Provide the data again in its entirety, exactly as given.

----

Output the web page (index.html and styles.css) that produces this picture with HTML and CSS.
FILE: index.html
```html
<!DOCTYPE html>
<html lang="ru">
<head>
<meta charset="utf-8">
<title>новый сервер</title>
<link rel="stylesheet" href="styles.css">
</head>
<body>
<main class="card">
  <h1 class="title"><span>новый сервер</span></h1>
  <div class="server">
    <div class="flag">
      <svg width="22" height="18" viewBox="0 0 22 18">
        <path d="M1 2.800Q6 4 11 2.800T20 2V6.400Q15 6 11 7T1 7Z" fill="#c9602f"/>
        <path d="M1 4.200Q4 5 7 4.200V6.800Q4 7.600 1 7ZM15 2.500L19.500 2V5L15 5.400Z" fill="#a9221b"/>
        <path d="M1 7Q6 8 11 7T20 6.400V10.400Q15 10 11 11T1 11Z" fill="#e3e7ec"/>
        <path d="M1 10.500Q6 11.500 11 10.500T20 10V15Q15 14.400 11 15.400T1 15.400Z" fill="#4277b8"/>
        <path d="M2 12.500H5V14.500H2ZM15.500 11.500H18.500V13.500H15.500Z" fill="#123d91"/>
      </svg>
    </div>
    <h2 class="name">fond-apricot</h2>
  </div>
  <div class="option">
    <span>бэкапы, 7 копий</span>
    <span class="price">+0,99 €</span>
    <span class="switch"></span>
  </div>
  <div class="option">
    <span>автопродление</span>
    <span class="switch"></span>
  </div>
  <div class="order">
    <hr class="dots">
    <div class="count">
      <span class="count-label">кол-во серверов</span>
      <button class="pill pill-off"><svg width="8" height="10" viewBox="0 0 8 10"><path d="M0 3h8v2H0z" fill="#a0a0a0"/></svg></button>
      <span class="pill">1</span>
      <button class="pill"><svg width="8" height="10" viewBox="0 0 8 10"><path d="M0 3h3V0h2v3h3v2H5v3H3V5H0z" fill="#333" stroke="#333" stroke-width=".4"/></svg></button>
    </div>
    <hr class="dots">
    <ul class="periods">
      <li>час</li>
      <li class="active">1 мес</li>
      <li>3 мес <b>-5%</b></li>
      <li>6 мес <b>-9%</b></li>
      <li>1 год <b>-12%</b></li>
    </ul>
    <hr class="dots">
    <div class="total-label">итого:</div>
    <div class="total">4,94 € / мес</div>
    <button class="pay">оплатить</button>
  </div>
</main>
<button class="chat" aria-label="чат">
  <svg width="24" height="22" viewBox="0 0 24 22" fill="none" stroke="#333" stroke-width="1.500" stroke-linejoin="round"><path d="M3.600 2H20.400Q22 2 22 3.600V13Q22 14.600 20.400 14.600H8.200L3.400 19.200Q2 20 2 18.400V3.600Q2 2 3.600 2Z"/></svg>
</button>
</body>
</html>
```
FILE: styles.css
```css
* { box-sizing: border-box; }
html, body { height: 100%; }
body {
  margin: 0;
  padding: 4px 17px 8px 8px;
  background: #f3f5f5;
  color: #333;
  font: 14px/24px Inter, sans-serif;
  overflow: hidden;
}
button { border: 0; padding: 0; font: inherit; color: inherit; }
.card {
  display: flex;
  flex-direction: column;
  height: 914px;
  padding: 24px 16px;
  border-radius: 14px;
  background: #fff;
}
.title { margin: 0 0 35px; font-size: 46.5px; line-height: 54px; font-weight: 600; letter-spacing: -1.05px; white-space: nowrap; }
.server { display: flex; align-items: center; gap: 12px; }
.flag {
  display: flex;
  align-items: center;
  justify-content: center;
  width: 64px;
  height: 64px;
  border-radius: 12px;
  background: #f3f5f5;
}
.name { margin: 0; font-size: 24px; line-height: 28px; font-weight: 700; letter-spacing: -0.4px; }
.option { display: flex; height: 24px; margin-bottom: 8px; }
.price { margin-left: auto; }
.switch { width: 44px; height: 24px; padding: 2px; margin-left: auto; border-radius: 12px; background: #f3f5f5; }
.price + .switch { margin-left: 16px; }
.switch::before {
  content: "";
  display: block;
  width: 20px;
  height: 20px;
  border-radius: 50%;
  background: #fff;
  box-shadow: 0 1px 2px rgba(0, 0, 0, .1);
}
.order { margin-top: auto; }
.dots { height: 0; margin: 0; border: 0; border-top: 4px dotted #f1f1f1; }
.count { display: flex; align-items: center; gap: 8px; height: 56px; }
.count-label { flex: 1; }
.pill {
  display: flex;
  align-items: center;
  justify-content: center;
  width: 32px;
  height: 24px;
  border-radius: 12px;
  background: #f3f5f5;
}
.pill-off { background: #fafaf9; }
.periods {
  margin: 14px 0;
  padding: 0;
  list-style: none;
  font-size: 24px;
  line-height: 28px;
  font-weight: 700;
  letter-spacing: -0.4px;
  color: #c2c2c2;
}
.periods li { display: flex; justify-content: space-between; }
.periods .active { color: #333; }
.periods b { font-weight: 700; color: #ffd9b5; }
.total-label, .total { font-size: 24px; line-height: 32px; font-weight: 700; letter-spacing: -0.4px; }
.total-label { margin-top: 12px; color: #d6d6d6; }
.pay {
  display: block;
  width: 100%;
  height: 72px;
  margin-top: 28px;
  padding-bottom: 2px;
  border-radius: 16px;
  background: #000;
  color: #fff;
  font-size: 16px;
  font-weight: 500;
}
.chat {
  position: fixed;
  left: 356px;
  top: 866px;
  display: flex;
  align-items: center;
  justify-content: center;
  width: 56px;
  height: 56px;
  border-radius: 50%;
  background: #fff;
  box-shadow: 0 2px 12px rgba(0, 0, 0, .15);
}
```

----

The result:
Output the web page (index.html and styles.css) that produces this picture with HTML and CSS.
FILE: index.html
```html
<!DOCTYPE html>
<html lang="ru">
<head>
<meta charset="utf-8">
<title>новый сервер</title>
<link rel="stylesheet" href="styles.css">
</head>
<body>
<main class="card">
  <h1 class="title"><span>новый сервер</span></h1>
  <div class="server">
    <div class="flag">
      <svg width="22" height="18" viewBox="0 0 22 18">
        <path d="M1 2.800Q6 4 11 2.800T20 2V6.400Q15 6 11 7T1 7Z" fill="#c9602f"/>
        <path d="M1 4.200Q4 5 7 4.200V6.800Q4 7.600 1 7ZM15 2.500L19.500 2V5L15 5.400Z" fill="#a9221b"/>
        <path d="M1 7Q6 8 11 7T20 6.400V10.400Q15 10 11 11T1 11Z" fill="#e3e7ec"/>
        <path d="M1 10.500Q6 11.500 11 10.500T20 10V15Q15 14.400 11 15.400T1 15.400Z" fill="#4277b8"/>
        <path d="M2 12.500H5V14.500H2ZM15.500 11.500H18.500V13.500H15.500Z" fill="#123d91"/>
      </svg>
    </div>
    <h2 class="name">fond-apricot</h2>
  </div>
  <div class="option">
    <span>бэкапы, 7 копий</span>
    <span class="price">+0,99 €</span>
    <span class="switch"></span>
  </div>
  <div class="option">
    <span>автопродление</span>
    <span class="switch"></span>
  </div>
  <div class="order">
    <hr class="dots">
    <div class="count">
      <span class="count-label">кол-во серверов</span>
      <button class="pill pill-off"><svg width="8" height="10" viewBox="0 0 8 10"><path d="M0 3h8v2H0z" fill="#a0a0a0"/></svg></button>
      <span class="pill">1</span>
      <button class="pill"><svg width="8" height="10" viewBox="0 0 8 10"><path d="M0 3h3V0h2v3h3v2H5v3H3V5H0z" fill="#333" stroke="#333" stroke-width=".4"/></svg></button>
    </div>
    <hr class="dots">
    <ul class="periods">
      <li>час</li>
      <li class="active">1 мес</li>
      <li>3 мес <b>-5%</b></li>
      <li>6 мес <b>-9%</b></li>
      <li>1 год <b>-12%</b></li>
    </ul>
    <hr class="dots">
    <div class="total-label">итого:</div>
    <div class="total">4,94 € / мес</div>
    <button class="pay">оплатить</button>
  </div>
</main>
<button class="chat" aria-label="чат">
  <svg width="24" height="22" viewBox="0 0 24 22" fill="none" stroke="#333" stroke-width="1.500" stroke-linejoin="round"><path d="M3.600 2H20.400Q22 2 22 3.600V13Q22 14.600 20.400 14.600H8.200L3.400 19.200Q2 20 2 18.400V3.600Q2 2 3.600 2Z"/></svg>
</button>
</body>
</html>
```
FILE: styles.css
```css
* { box-sizing: border-box; }
html, body { height: 100%; }
body {
  margin: 0;
  padding: 4px 17px 8px 8px;
  background: #f3f5f5;
  color: #333;
  font: 14px/24px Inter, sans-serif;
  overflow: hidden;
}
button { border: 0; padding: 0; font: inherit; color: inherit; }
.card {
  display: flex;
  flex-direction: column;
  height: 914px;
  padding: 24px 16px;
  border-radius: 14px;
  background: #fff;
}
.title { margin: 0 0 35px; font-size: 46.5px; line-height: 54px; font-weight: 600; letter-spacing: -1.05px; white-space: nowrap; }
.server { display: flex; align-items: center; gap: 12px; }
.flag {
  display: flex;
  align-items: center;
  justify-content: center;
  width: 64px;
  height: 64px;
  border-radius: 12px;
  background: #f3f5f5;
}
.name { margin: 0; font-size: 24px; line-height: 28px; font-weight: 700; letter-spacing: -0.4px; }
.option { display: flex; height: 24px; margin-bottom: 8px; }
.price { margin-left: auto; }
.switch { width: 44px; height: 24px; padding: 2px; margin-left: auto; border-radius: 12px; background: #f3f5f5; }
.price + .switch { margin-left: 16px; }
.switch::before {
  content: "";
  display: block;
  width: 20px;
  height: 20px;
  border-radius: 50%;
  background: #fff;
  box-shadow: 0 1px 2px rgba(0, 0, 0, .1);
}
.order { margin-top: auto; }
.dots { height: 0; margin: 0; border: 0; border-top: 4px dotted #f1f1f1; }
.count { display: flex; align-items: center; gap: 8px; height: 56px; }
.count-label { flex: 1; }
.pill {
  display: flex;
  align-items: center;
  justify-content: center;
  width: 32px;
  height: 24px;
  border-radius: 12px;
  background: #f3f5f5;
}
.pill-off { background: #fafaf9; }
.periods {
  margin: 14px 0;
  padding: 0;
  list-style: none;
  font-size: 24px;
  line-height: 28px;
  font-weight: 700;
  letter-spacing: -0.4px;
  color: #c2c2c2;
}
.periods li { display: flex; justify-content: space-between; }
.periods .active { color: #333; }
.periods b { font-weight: 700; color: #ffd9b5; }
.total-label, .total { font-size: 24px; line-height: 32px; font-weight: 700; letter-spacing: -0.4px; }
.total-label { margin-top: 12px; color: #d6d6d6; }
.pay {
  display: block;
  width: 100%;
  height: 72px;
  margin-top: 28px;
  padding-bottom: 2px;
  border-radius: 16px;
  background: #000;
  color: #fff;
  font-size: 16px;
  font-weight: 500;
}
.chat {
  position: fixed;
  left: 356px;
  top: 866px;
  display: flex;
  align-items: center;
  justify-content: center;
  width: 56px;
  height: 56px;
  border-radius: 50%;
  background: #fff;
  box-shadow: 0 2px 12px rgba(0, 0, 0, .15);
}
```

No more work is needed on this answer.